Eligible participants were board-certified US dermatologists. Data were collected and managed using an electronic data capture tool through the Weill Cornell Medical College Clinical & Translational Science Center. Surveys were distributed electronically to dermatologic society members, university alumni networks, investigators’ professional contacts, and dermatologists whose contact information was purchased from an email marketing company. Chain-referral sampling (ie, participants’ recruitment among their colleagues) was used. Surveys were distributed at a regional dermatology meeting. Responses were collected from November 2014 to April 2015. This study was approved by the institutional review board.
For the descriptive data, all responses including pilot study participants were analyzed regardless of survey completion and were summarized using frequency counts and percentages (N=130).

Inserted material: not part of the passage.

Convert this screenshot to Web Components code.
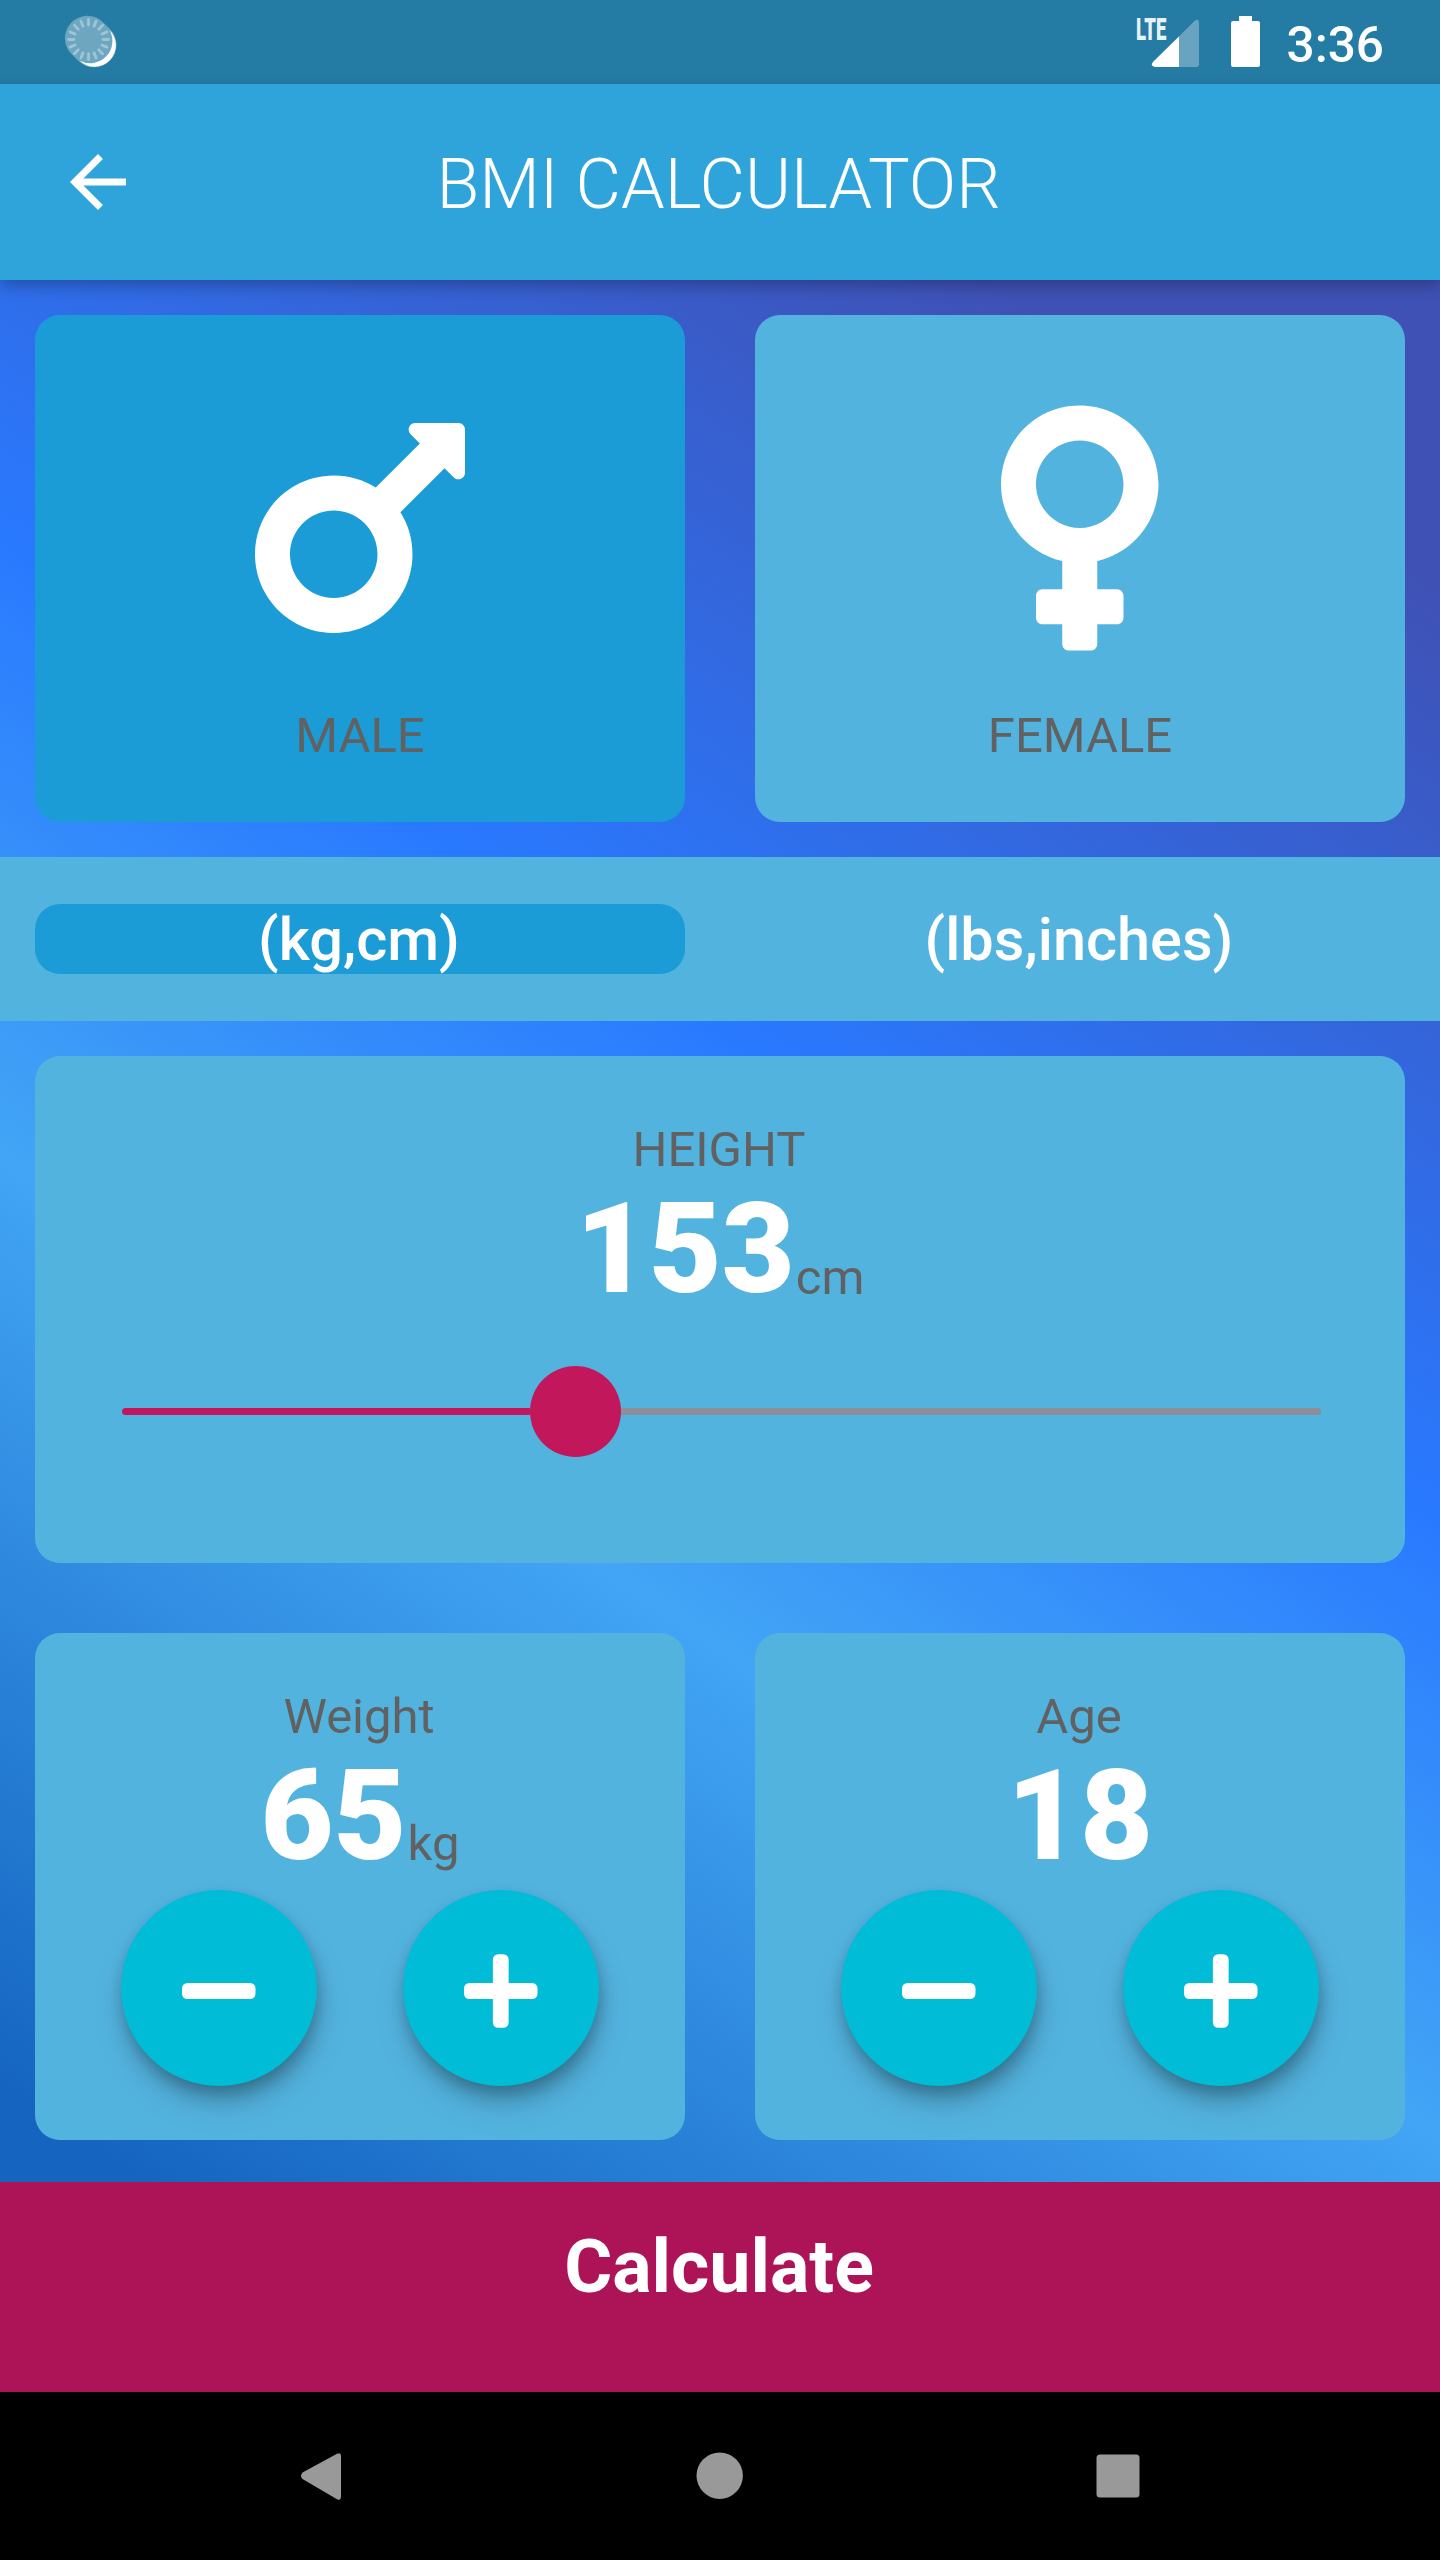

For the analysis of OCP prescription predictors, the sample included all respondents answering the demographic questions and indicating if they prescribe OCPs (N=116). One respondent was excluded for answering other for current practice setting. Demographic predictors of OCP prescription were physician characteristics, geographic region, practice location population density, practice attributes, time spent on medical versus pediatric dermatology, number of weekly acne patients, and percentage of total patients who are female. Medical school graduation year was a categorical variable and was categorized as prior to 1997 (when norgestimate–ethinyl estradiol was FDA approved for acne5) versus 1997 or later. Respondents’ practice states were analyzed according to US regions—Northeast, Midwest, South, West/Pacific—and population density (persons per square mile) using US Census Bureau data.15,16
Univariate logistic regressions modeling OCP prescribing probability were performed for each demographic variable; a multivariable logistic model was constructed including all variables significant at α=.20 from univariate modeling.
To compare frequent prescribers versus infrequent prescribers of DCOCPs, we included all respondents answering whether they frequently prescribe DCOCPs and whether they believed the risk for VTE associated with DCOCPs differed from other OCPs (n=68). A univariate logistic regression was performed to model the probability of responding “Yes, they pose a greater risk” versus any of the other 3 responses by whether or not the respondent frequently prescribed DCOCPs for acne, and an unadjusted odds ratio was obtained. All P values were 2-tailed with statistical significance evaluated at α=.05. Ninety-five percent confidence intervals were calculated to assess precision of obtained estimates. Analyses were performed using SAS software version 9.4.